For decades, governments and science institutions led the charge on fusion energy research. No more than two private fusion companies existed throughout the 1990s, according to an Oct. 25 report by the UK Atomic Energy Authority. Governments are still putting money into fusion research and investing in partnerships like ITER, an international nuclear reactor in southern France supported by 35 nations, including the US. But investments in fusion power startups are starting to rival public funding: 23 fusion companies worldwide had declared $1.9 billion in funding to date, the vast majority of it private.

Scholars such as Arthur Turrell, a physics professor at Imperial College London, argue the private sector may now be ready to turn decades of publicly-funded fusion research into a viable industry. “Investors are betting that private companies can succeed where governments have failed,” Turrell wrote in his book, The Star Builders.

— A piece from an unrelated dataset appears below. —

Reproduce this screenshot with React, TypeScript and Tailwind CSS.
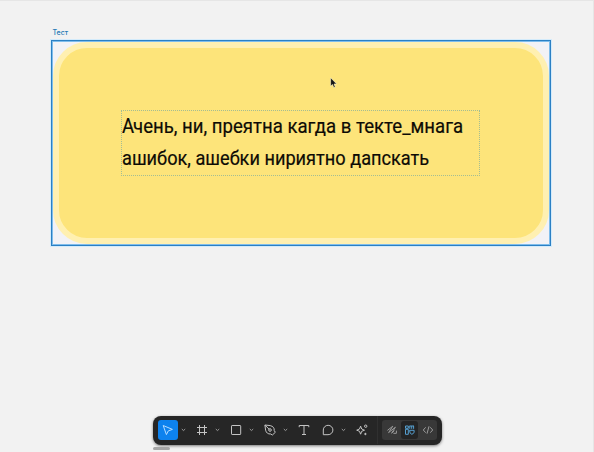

The future of fusion, however, may be too expensive and slow for either alone. ITER, for example, is not expected to be ready for commercial implementation until 2055 or 2060 (well beyond the Paris Agreement deadline for eliminating net global greenhouse gas emissions). Andrew Holland, executive director of the Fusion Industry Association, argued in April that public-private partnerships are the best way to support innovative companies while hitting safety and performance targets. In February, the US National Academy of Sciences suggested the public and private sectors should work together recommending a joint effort between the private sector and the Department of Energy to develop an operational fusion pilot plant by 2040.

Correction: Helion plans to use “pulsed non-ignition fusion” to generate electricity, rather than a self-sustaining fusion reaction as previously stated.